AUDIE CORNISH, HOST:
Today the story on Capitol Hill was supposed to be about the new era of total Republican control in Washington, but before the new Congress began, there was fresh drama in the House, where party leaders were overruled. Lawmakers were divided. And President-elect Donald Trump was tweeting in opposition to his own party.
This all came about after House Republicans initially voted late last night to weaken an independent body that investigates ethics complaints against House lawmakers. House speaker Paul Ryan opposed it, but a majority of House Republicans passed it anyway. Then in less than 24 hours, Republicans were forced to reverse course and withdraw the proposal. They say they'll try again later this year.
NPR congressional correspondent Susan Davis is here to explain all of this back and forth. Susan, can you hear me?
SUSAN DAVIS, BYLINE: Hey, Audie.
CORNISH: So why did Republicans all of a sudden back away from this proposed ethics change?
DAVIS: Well, they faced a sudden and swift backlash. One, they heard it from their constituents who were calling them and saying they thought this was a bad idea. There was almost unanimous opposition from outside watchdogs, both liberal and conservative, saying they didn't want to see this happen. And then you had the president-elect weigh in and say, you know, while he may have some issues with the process, he thinks there is much better things Republicans should be spending their time on.
So while the substance of this is still something that a lot of Republicans want to have a conversation about and arguably some Democrats do, too, the optics of doing something like this on the first day of a new Congress with an incoming president who has promised to, quote, "drain the swamp" - it just did not fly.
And it became pretty clear by late morning that if they were going to try and pursue it, they would not have the votes for it on the floor, and that would have been pretty embarrassing for Republicans.
CORNISH: So what was the thinking from the lawmakers who wanted to change it? I mean you described essentially a kind of bipartisan backlash.

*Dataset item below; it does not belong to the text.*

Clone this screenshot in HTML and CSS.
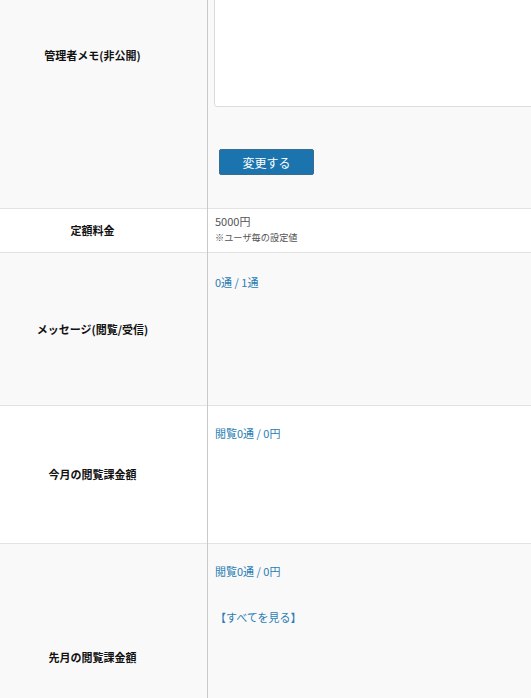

DAVIS: Right, you know, and I think that's part of the reason why it's kind of hard to explain this - 'cause it just at this face comes across as saying they're rolling back ethics rules. And the proposal was from Bob Goodlatte. He's a Republican from Virginia. And part of his concern is that the outside - this independent body, the Office of Congressional Ethics, has an ability to take up anonymous complaints against members of Congress. And part of this would have made it - banned those anonymous complaints.
And their part was, in any other normal court proceeding, you have a due process right that allows you to confront your accuser and no more information. And it also sometimes can cost members a lot of legal fees to defend themselves against complaints from unknown sources.
And so there was also an issue of whether this is redundant to the House Ethics Committee, which is a bipartisan committee that also looks at some of these issues. The difference is the House Ethics Committee can only take complaints from members. The outside group could take complaints from members of the public. So by limiting that and potentially putting it under the oversight of the Ethics Committee, it was generally seen as undermining the independence of this group.
CORNISH: Now, Donald Trump in his tweet about this did use the word unfair to describe the Office of Congressional Ethics. But what is it that ultimately changed their minds?
DAVIS: Well, you know, Republicans say that is not the reason, that Trump's tweet was not the reason they did it. But I talked to many lawmakers who were in the room when they decided to reverse course who said their party leaders, including House Speaker Paul Ryan and Majority Leader Kevin McCarthy said, look; if this is not a priority for our president-elect, it should not be a priority for us right now.
What they say they're going to do is they're going to direct the House Ethics Committee - again, bipartisan committee, evenly split between five Republicans and five Democrats - to look at this issue, to look at the OCE and to see if they have any recommendations on how to change the system and report back to the House later this year.
Historically and customarily, when there's any changes to the ethics process, it has tended to be done in a bipartisan fashion to eliminate this kind of, you know, fight and drama we saw today.
CORNISH: In the meantime, does this tell us anything about Republicans in Congress and Trump?
DAVIS: Well, I think it tells us that Trump is absolutely going to be willing to criticize his own party when he sees fit and probably on Twitter. You know, I also talked to a lot of Republicans who said maybe this will teach some of the rank and file to put a little bit more trust into party leaders like Paul Ryan who warn them not to do things when they're a bad idea. And maybe going down the line, they might listen to them a little bit more closely.
CORNISH: NPR congressional correspondent Susan Davis, thanks.